I pulled up to Pennington Main to get coffee the other morning. This is either prelude to a day off spent doing my thing or a chance to load up on caffeine to bolster myself for work. Like always, the radio went to full static as I pulled up to the building. I had been listening to John Mellencamp’s “It’s a lonely old night” and I could not abide with the static and so slid into reverse and moved my truck the few feet it needed to detach static from song. I sat there, finished my song and thought.
First off, I thought about how good that music was and how delicious is the moment before you get really good coffee. I let my mind go into one of those nice little moments of introspection. This was a perfect time of clarity as I allowed my mind drift into one of the quiet corners of my mind in a search for deeper meaning and inspiration.
I thought about the people I’ve met. It occurred to me how the ones who demand to be addressed as “Mister” or “Sir” or “Mam” rarely deserve the respect of either title. Meanwhile, the folks I would like to give respect are too busy living the life that inspires respect to really spend the time to receive my reverence. The good people don’t need words to acknowledge their high-character; they see it in the mirror every morning. Meanwhile those “other” folks need to be told lies, right to their face.
I thought about what it means to be an elected official. It seems to me that local government is in the news way too often. It is rare that a well-managed engine makes much noise and this engine of government makes constant noise. Perhaps if those who run for elected office saw it as a position of responsibility instead of a position of authority they would be better at what they do. Too often, the elected see their position as a shiny bead to be traded for their own selfish needs. I see some old men puffing up to demand “respect” when the status quo is questioned and it makes me think we are close to meaningful change.
Another little blip of insight came through as I took a pre-coffee pause; I don’t want money, I want a life.
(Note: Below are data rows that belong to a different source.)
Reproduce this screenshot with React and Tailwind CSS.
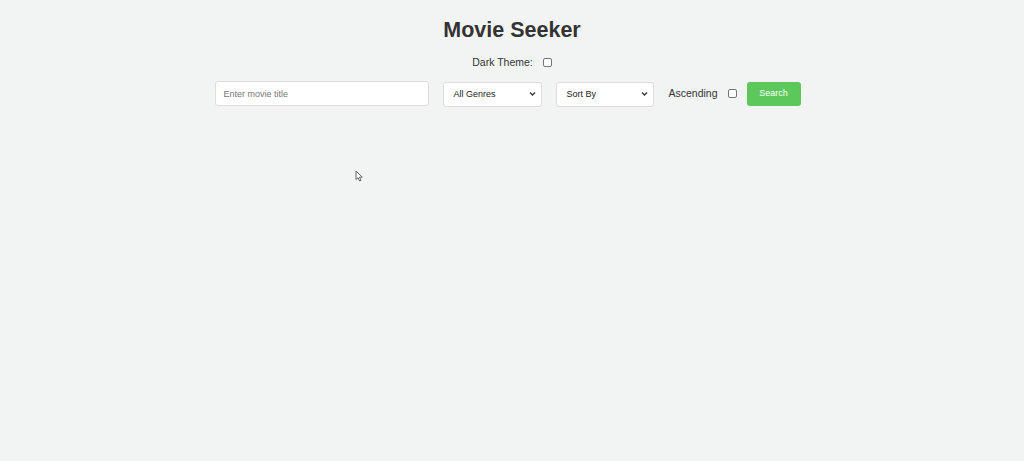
import React from "react";

function Chevron() {
  return (
    <svg className="pointer-events-none absolute right-[6px] top-1/2 -translate-y-1/2" width="7" height="5" viewBox="0 0 7 5">
      <path d="M1 1 L3.5 3.5 L6 1" fill="none" stroke="#333" strokeWidth="1.3" />
    </svg>
  );
}

function Check({ className = "" }) {
  return (
    <span className={"inline-block w-[9px] h-[9px] shrink-0 rounded-[2px] border border-[#767676] bg-white " + className} />
  );
}

export default function App() {
  return (
    <div className="relative min-h-[461px] w-full bg-[#f2f3f3] font-['Liberation_Sans',Arial,sans-serif] text-[#333]">
      <div className="flex flex-col items-center pt-[17px]">
        <h1 className="text-[21.5px] leading-[26px] font-bold text-[#333]">Movie Seeker</h1>
        <div className="mt-[12px] flex items-center text-[10.5px] leading-[14px] text-[#333]">
          <span>Dark Theme:</span>
          <Check className="ml-[10px]" />
        </div>
        <div className="mt-[11px] mr-[8px] flex items-center">
          <input
            placeholder="Enter movie title"
            className="w-[214px] h-[25px] rounded-[3px] border border-[#ddd] bg-white px-[7px] text-[9px] placeholder:text-[#777] outline-none"
          />
          <div className="relative ml-[14px]">
            <select className="appearance-none w-[99px] h-[25px] rounded-[3px] border border-[#ddd] bg-white pl-[9px] text-[9px] text-[#222] outline-none">
              <option>All Genres</option>
            </select>
            <Chevron />
          </div>
          <div className="relative ml-[14px]">
            <select className="appearance-none w-[98px] h-[25px] rounded-[3px] border border-[#ddd] bg-white pl-[9px] text-[9px] text-[#222] outline-none">
              <option>Sort By</option>
            </select>
            <Chevron />
          </div>
          <span className="ml-[14px] text-[10.5px] text-[#333]">Ascending</span>
          <Check className="ml-[10px]" />
          <button className="ml-[10px] w-[54px] h-[24px] rounded-[3px] bg-[#5cc85c] text-[9px] text-white">Search</button>
        </div>
      </div>
      <svg className="absolute left-[355px] top-[170px]" width="9" height="12" viewBox="0 0 9 12">
        <path d="M1 1 L1 9.5 L3 7.7 L4.6 11 L6 10.3 L4.5 7.2 L7.3 7.2 Z" fill="#fff" stroke="#555" strokeWidth="0.9" strokeLinejoin="round" />
      </svg>
    </div>
  );
}
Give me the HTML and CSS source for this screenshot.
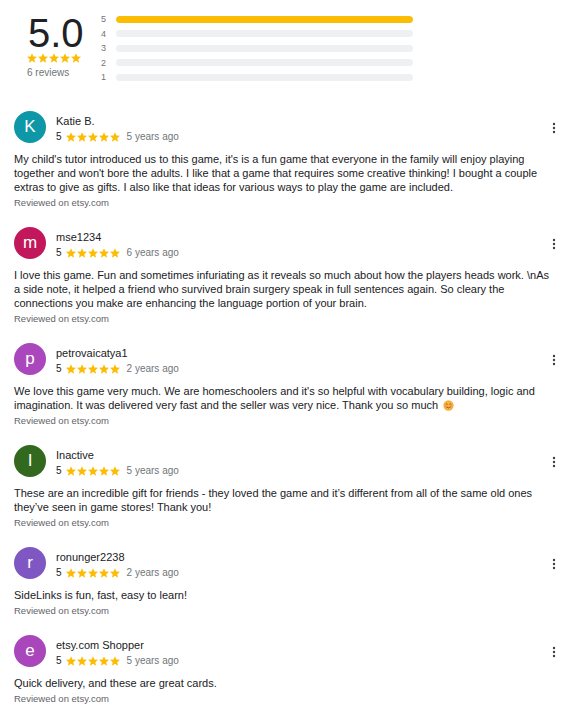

If it comes down to greed versus love, I want my love to win. I am tired of money’s use as the yardstick of success and worth. I truly admire those who sacrifice of themselves for their family. However, I think I would rather make myself happy with what is already at hand; my wife, my family, my friends, our cats. I don’t want money as much as I want lifestyle.
The John Mellencamp song got done. The static still wasn’t there but the song that played could have used static. My momentous clarity was gone and I had to be satisfied with what I’d received. Besides, I needed coffee; and I had to go to work.